• **Short exercise**
Check each line of the data below for the word "screenshot", then extract the ones that have it.

==============================

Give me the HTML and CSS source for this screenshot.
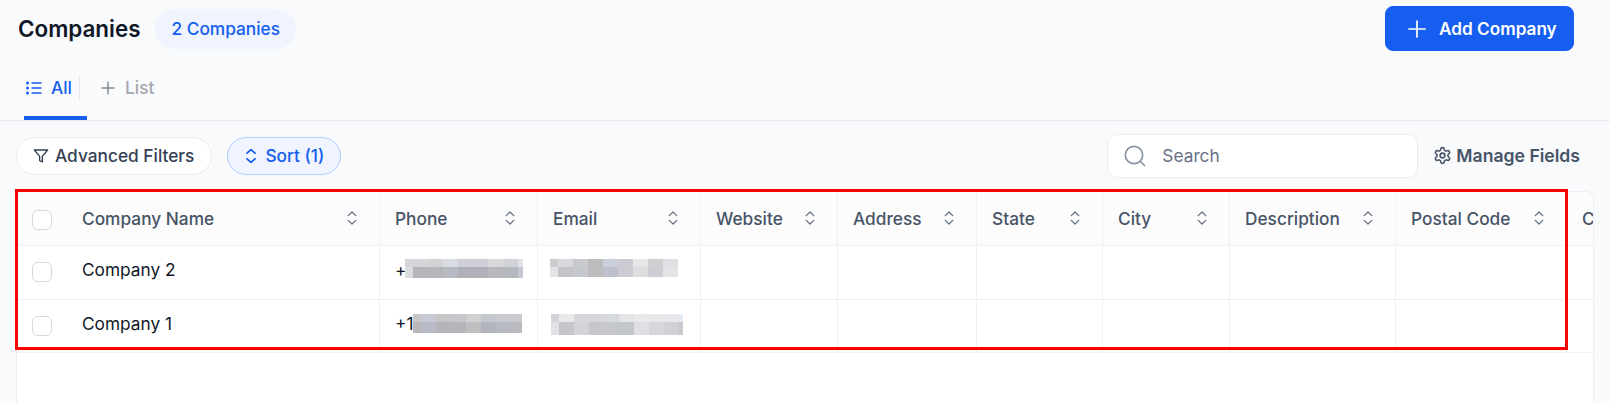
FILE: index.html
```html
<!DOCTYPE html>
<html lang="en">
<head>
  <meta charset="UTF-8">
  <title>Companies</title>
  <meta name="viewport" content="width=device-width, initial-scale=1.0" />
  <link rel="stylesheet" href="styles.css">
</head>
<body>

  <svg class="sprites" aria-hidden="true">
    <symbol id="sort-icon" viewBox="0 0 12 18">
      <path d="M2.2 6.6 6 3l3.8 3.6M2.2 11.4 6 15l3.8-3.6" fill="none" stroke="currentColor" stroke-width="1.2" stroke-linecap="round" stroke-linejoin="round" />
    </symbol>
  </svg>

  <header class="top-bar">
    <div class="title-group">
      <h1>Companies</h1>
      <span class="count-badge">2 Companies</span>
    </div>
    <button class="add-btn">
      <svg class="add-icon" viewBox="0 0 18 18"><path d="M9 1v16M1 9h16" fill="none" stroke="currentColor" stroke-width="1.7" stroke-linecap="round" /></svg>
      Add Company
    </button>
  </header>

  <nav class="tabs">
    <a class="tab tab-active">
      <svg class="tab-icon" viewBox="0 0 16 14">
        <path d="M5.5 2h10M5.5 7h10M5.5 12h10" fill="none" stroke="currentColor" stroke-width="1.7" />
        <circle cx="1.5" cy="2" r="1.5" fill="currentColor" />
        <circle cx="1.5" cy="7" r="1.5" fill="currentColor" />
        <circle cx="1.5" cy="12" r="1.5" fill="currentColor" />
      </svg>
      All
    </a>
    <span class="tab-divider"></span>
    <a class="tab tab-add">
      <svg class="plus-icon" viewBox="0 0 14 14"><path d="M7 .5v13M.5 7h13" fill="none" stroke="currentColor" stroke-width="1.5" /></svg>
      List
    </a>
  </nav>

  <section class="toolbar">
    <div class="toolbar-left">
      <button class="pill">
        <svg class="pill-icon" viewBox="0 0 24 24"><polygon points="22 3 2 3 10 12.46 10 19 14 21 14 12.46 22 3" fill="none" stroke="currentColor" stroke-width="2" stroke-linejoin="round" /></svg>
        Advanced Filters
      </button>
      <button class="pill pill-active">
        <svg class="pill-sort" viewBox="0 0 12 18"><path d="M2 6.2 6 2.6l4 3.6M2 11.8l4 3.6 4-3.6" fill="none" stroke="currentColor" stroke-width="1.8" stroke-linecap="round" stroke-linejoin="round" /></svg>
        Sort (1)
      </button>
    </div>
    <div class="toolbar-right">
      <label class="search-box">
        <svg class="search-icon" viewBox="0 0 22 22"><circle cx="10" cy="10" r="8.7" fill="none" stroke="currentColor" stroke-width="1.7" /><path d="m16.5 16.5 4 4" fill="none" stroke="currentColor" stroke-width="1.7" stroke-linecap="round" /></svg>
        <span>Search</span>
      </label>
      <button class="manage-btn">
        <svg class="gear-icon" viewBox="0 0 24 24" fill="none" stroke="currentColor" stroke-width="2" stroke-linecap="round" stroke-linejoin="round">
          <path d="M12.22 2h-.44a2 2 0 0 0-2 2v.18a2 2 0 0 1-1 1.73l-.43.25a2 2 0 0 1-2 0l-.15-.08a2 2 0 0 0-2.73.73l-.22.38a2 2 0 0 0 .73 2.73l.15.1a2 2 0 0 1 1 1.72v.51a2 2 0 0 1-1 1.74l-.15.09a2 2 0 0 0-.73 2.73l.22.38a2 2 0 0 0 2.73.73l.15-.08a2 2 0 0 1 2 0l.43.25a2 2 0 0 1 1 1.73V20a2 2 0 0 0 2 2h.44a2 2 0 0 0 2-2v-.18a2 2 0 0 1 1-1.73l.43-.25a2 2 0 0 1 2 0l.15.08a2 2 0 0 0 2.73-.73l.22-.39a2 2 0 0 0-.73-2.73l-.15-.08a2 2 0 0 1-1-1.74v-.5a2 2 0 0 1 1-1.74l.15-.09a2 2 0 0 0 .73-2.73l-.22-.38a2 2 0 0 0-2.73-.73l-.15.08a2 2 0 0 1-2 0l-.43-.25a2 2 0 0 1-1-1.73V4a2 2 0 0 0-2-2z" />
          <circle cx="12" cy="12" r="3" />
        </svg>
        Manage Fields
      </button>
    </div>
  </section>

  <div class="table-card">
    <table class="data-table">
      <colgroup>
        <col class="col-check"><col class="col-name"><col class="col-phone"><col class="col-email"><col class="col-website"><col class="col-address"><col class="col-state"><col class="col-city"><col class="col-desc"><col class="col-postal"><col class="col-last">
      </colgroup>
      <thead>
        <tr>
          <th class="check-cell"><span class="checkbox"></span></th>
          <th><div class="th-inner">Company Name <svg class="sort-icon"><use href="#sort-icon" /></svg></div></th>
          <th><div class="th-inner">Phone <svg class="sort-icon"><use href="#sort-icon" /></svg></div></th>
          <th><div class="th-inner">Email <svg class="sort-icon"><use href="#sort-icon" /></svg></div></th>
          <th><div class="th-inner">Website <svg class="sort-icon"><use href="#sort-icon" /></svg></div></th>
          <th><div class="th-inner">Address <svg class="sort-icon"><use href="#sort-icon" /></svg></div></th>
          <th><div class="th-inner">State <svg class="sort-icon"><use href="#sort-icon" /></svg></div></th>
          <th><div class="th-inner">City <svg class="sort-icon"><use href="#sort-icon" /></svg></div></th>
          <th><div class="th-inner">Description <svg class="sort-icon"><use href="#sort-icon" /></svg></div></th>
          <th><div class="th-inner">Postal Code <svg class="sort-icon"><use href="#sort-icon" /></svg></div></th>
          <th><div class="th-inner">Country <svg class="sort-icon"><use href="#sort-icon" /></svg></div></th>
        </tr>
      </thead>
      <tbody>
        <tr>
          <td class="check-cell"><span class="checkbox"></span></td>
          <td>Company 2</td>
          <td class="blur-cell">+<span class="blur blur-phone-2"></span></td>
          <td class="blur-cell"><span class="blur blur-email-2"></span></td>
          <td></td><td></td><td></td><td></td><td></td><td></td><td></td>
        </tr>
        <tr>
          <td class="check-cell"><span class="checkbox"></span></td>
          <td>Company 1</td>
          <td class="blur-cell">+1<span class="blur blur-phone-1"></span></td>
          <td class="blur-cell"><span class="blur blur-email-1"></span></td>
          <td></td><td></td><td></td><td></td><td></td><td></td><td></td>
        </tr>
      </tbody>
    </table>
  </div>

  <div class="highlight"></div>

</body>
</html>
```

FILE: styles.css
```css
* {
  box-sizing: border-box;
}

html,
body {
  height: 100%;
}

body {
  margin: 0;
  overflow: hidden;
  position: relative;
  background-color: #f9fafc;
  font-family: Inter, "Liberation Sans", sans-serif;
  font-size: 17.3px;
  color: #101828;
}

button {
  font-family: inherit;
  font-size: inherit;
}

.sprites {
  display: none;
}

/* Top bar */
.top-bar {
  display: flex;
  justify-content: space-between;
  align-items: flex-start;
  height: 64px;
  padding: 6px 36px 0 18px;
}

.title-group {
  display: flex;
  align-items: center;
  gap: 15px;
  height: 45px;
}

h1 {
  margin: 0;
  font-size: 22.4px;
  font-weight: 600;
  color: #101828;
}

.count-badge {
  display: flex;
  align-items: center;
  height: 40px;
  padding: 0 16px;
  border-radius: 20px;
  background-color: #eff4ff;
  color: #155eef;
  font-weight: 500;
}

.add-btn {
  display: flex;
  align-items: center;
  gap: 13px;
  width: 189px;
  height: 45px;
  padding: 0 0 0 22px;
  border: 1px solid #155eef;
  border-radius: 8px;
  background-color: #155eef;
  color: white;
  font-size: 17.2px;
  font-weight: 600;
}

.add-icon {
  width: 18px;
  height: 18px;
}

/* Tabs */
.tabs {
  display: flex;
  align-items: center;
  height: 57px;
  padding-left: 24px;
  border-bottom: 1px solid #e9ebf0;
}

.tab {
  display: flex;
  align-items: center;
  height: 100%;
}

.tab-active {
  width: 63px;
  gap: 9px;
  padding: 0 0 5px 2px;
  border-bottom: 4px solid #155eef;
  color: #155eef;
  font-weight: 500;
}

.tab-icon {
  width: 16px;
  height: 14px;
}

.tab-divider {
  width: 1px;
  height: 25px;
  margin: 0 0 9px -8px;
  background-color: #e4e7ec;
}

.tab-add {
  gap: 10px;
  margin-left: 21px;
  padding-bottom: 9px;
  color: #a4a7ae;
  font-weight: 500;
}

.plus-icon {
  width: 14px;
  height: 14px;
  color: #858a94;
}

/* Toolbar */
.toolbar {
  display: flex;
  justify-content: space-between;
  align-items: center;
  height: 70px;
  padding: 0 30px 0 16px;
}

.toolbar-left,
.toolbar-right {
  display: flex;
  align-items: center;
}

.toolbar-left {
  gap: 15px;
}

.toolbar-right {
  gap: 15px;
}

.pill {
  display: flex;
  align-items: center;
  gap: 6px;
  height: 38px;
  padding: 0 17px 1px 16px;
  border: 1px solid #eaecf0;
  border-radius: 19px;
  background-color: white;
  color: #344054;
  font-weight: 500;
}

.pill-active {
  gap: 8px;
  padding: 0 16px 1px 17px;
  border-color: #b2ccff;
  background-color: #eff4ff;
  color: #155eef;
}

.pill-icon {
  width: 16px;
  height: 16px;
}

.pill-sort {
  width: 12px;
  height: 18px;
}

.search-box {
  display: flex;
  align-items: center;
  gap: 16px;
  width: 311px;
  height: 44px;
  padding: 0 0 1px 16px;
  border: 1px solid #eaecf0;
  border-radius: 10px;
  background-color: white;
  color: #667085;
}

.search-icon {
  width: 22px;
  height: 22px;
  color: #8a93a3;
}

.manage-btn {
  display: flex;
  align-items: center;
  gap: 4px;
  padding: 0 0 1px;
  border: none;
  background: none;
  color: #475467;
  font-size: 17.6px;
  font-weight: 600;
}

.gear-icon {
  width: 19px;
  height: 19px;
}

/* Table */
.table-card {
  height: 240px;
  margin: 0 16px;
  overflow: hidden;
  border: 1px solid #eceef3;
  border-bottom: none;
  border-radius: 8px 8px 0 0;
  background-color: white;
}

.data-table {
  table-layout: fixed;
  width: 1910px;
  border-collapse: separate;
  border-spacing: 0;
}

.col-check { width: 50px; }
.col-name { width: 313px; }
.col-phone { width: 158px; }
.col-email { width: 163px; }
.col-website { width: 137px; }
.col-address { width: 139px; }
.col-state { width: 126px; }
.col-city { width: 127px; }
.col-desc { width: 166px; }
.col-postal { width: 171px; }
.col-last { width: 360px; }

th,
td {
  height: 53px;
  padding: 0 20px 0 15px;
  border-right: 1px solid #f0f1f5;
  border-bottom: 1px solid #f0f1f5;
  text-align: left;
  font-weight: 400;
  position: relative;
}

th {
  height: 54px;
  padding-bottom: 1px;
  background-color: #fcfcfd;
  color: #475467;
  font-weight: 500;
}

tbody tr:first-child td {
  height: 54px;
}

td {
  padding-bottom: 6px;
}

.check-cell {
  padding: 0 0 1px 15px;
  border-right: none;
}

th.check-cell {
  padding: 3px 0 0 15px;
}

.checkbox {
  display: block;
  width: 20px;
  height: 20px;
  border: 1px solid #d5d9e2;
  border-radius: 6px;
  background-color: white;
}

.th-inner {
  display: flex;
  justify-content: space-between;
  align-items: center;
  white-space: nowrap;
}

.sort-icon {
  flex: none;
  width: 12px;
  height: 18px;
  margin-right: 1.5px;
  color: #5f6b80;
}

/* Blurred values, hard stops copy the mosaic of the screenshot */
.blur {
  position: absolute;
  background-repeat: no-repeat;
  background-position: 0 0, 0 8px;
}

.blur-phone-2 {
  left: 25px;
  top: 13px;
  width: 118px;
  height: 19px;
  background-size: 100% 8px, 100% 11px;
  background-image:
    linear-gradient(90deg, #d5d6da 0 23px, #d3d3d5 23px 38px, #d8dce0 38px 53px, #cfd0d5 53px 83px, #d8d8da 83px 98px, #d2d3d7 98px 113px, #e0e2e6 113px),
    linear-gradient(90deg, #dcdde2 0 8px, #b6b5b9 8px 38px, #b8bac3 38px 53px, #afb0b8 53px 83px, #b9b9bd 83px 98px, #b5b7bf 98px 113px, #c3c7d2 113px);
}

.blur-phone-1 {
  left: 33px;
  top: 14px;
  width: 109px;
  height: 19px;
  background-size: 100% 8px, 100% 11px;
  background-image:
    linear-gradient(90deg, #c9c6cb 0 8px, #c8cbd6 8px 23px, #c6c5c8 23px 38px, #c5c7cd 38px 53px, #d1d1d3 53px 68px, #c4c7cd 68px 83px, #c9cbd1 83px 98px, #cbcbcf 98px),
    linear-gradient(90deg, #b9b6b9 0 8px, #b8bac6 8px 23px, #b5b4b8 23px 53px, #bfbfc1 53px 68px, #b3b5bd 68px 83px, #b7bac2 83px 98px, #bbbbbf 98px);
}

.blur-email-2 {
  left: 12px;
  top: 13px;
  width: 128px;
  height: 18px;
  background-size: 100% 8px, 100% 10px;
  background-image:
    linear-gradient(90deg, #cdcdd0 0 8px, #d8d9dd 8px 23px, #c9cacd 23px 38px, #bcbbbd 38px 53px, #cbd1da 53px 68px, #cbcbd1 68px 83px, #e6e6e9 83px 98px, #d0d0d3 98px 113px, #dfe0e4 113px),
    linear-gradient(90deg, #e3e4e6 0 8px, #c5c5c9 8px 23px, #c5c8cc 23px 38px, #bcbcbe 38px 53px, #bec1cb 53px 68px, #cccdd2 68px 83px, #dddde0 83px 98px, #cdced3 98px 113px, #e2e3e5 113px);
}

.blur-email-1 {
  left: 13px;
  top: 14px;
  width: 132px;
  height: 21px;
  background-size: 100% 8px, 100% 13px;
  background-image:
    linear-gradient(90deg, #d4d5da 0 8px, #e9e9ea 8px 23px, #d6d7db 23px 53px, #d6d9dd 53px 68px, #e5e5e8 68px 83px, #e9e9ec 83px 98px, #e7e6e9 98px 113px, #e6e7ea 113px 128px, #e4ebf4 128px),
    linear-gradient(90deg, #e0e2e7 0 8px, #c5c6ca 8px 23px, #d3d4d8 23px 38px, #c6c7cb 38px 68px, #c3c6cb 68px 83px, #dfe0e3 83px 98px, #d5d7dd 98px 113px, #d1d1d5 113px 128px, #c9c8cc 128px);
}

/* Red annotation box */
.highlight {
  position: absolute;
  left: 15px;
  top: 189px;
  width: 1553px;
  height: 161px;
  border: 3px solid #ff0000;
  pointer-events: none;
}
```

==============================

• **Problem solution**
Give me the HTML and CSS source for this screenshot.
/* Blurred values, hard stops copy the mosaic of the screenshot */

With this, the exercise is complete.